We can identify a suite of core ideas in modern computing: ‘mechanical process’, digital logic, the notion of an algorithm, system architecture, software and universality, and the internal stored program. These ideas are unmistakeably modern though almost without exception they emerged in the 19th century, specifically in the work of Charles Babbage and Ada Lovelace.
With the exception of the internal stored program this set of features is explicit in the designs for Babbage’s Difference Engines and Analytical Engines. The Analytical Engine, conceived in 1833, marks the transition from calculation to computation and the designs embody just about all the logical features of a modern digital computer including user programmability, conditional branching, iteration, system architecture, parallel processing and micro-programming.
Babbage’s calculating engines signal the start of the movement to automate computation. In broader cultural terms they can be seen as the extension of the metaphor of industrial production to mental activity, and the idea of the ‘industrialisation of thought’ is evidenced in contemporary descriptions of his machines.

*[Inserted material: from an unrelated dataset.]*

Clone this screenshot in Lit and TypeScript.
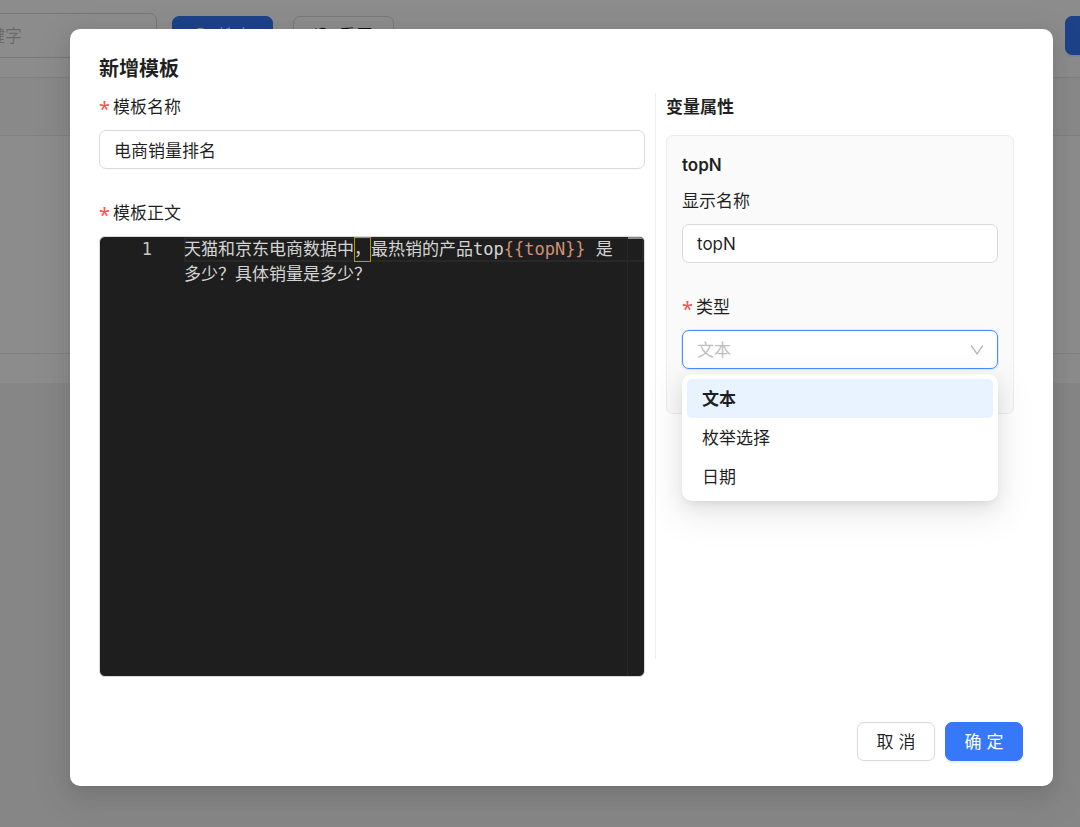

‘What is music but number clothed in sound?’ The final step to generalised computing is found in the idea that number could represent entities other than quantity – letters of the alphabet, notes of music. The idea that a computer is a generalised machine for manipulating symbols according to logical rules, and that the power of the computer in its relevance to us derives from the representational power of number, comes not from Babbage but from Ada Lovelace, Lord Byron’s daughter, friend and collaborator of Babbage. Lovelace appears to have seen the significance and potential of generalised computing in terms that eluded her contemporaries, even Babbage.
The startling congruence of modern and early ideas, articulated a hundred years apart, largely without a direct line of forward influence, leaves us with the conclusion, both reassuring and confining, that these ideas embody something fundamental about the nature of computing.